Der Vorstandsvorsitzende des Berliner Pharmakonzerns Schering hat vor übertriebenen Erwartungen an die Biotechnologie gewarnt. "Wir werden nicht in dem Tempo liefern können, wie es jedermann aufgrund des Biotech-Hypes von uns erwartet", sagte Stock in Berlin. "Wissenschaft ist ein zähes Geschäft - das wird auch in Zukunft so bleiben." Wenn alles gut gehe, betrage die Entwicklungszeit für ein neues Medikament acht Jahre, daraus könnten aber sehr schnell zwölf Jahren werden.

Nichts ärgere ihn mehr als der Begriff "postgenomische Ära", sagte der Vorstand. Die Arbeit am Genom begänne gerade erst. Von "Post"-Genomik könne also keine Rede sein. Nun sei ungeheuer viel Technologie erforderlich, um neue Zielmoleküle für Medikamente, so genannte Targets, zu finden. Die Aufregung nach der Entschlüsselung des menschlichen Genoms sei deshalb so groß, weil statt der heute bekannten 500 Targets jetzt von der Existenz von 3000 bis 10 000 Targets ausgegangen werden müsse - und damit von sehr viel mehr Ansatzpunkten für potenzielle Medikamente. Stock sprach in diesem Zusammenhang von einer "Explosion von Möglichkeiten", warnte aber zugleich vor zu viel Optimismus. "Es ist gut, wenn wir bescheiden bleiben."
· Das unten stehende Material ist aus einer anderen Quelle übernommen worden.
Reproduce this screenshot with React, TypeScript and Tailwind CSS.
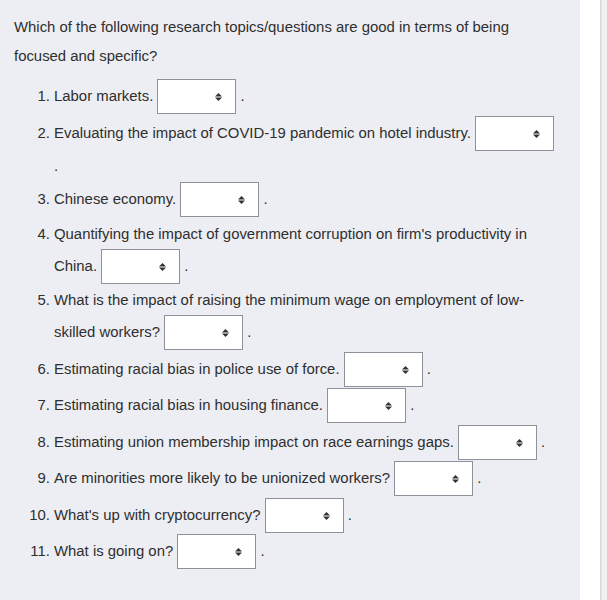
const items: string[] = [
  'Labor markets.',
  'Evaluating the impact of COVID-19 pandemic on hotel industry.',
  'Chinese economy.',
  "Quantifying the impact of government corruption on firm's productivity in China.",
  'What is the impact of raising the minimum wage on employment of low-skilled workers?',
  'Estimating racial bias in police use of force.',
  'Estimating racial bias in housing finance.',
  'Estimating union membership impact on race earnings gaps.',
  'Are minorities more likely to be unionized workers?',
  "What's up with cryptocurrency?",
  'What is going on?',
];

// Empty dropdown look-alike; baseline comes from the 33px line box inside
function FakeSelect() {
  return (
    <span className="inline-block h-[35px] w-[79px] border border-[#8d9199] bg-white pr-[13px] text-right align-baseline leading-[33px]">
      <svg width="7" height="8" viewBox="0 0 7 8" className="inline-block align-middle">
        <path d="M0 3.5 L3.5 0 L7 3.5 Z" fill="#333" />
        <path d="M0 4.5 L7 4.5 L3.5 8 Z" fill="#333" />
      </svg>
    </span>
  );
}

export default function App() {
  return (
    <div
      className="flex h-[600px] w-full text-[14.9px] text-[#2f2f2f]"
      style={{ fontFamily: '"Liberation Sans", Arial, sans-serif' }}
    >
      {/* Question panel */}
      <div className="w-[580px] shrink-0 bg-[#edeef3] pl-[14px] pr-[22px] pt-[13px]">
        <p className="mb-[8.6px] leading-[28.7px]">
          Which of the following research topics/questions are good in terms of being focused and
          specific?
        </p>
        <ol className="list-decimal pl-10 leading-[30px]">
          {items.map((text, i) => (
            <li key={i} className="mb-[1.5px]">
              {text} <FakeSelect /> .
            </li>
          ))}
        </ol>
      </div>

      {/* Right gutter */}
      <div className="w-5 shrink-0 bg-white" />
      <div className="w-px shrink-0 bg-[#d9d9d9]" />
      <div className="w-px shrink-0 bg-[#e6e6e6]" />
      <div className="flex-1 bg-[#f1f1f1]" />
    </div>
  );
}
Um möglichst schnell neue Zielmoleküle zu finden, sei die Zusammenarbeit mit kleineren Biotech-Unternehmen unverzichtbar, sagte Stock. Die Zahl der Kooperationspartner aus diesem Bereich bezifferte Stock auf zehn bis 15. Auch die vor zwei Wochen ausgegründete Schering-Tochter Metagen soll dem Konzern bei der Wirkstoff-Findung zuarbeiten. "Wie haben klare Absprache, welche Targets Schering übernimmt." Die Verträge seien bis 2002 festgeschrieben. Für Schering seien vor allem die Prostatakrebsgene interessant. Darüberhinaus gehenden Forschungsergebnisse könne Rosenthal mit anderen Partner entwickeln.

Weitere Biotech-Ausgründungen wollte Stock nicht ausschließen. "Im Prinzip ist Metagen wiederholbar." Konkrete Projekte nannte er nicht. Erst im November war die finnische Schering-Tochter Leiras Oy als Spin off ausgegliedert worden, an der Schering nun noch 20 Prozent hält.

Der Umsatz-Anteil biotechnologisch hergestellten Medikamente liegt bei Schering nach Angaben Stocks bereits heute bei 45 Prozent. Das erfolgreichste ist das Multiple-Sklerose-Medikament Betaferon, eines der zehn erfolgreichsten Biotech-Medikamente der Welt. Am Freitag hatte Schering die europäische Zulassungsempfehlung für Campath erhalten, ein Biotech-Medikament zur Krebsbehandlung. Schering rechnet in zwei bis drei Monaten mit der EU-weiten Zulassung. Bis 2004 wird der Umsatz mit Biotech-Produkten nach Angaben Stocks weltweit auf rund 20 (1999: 16,5) Milliarden US-Dollar steigen.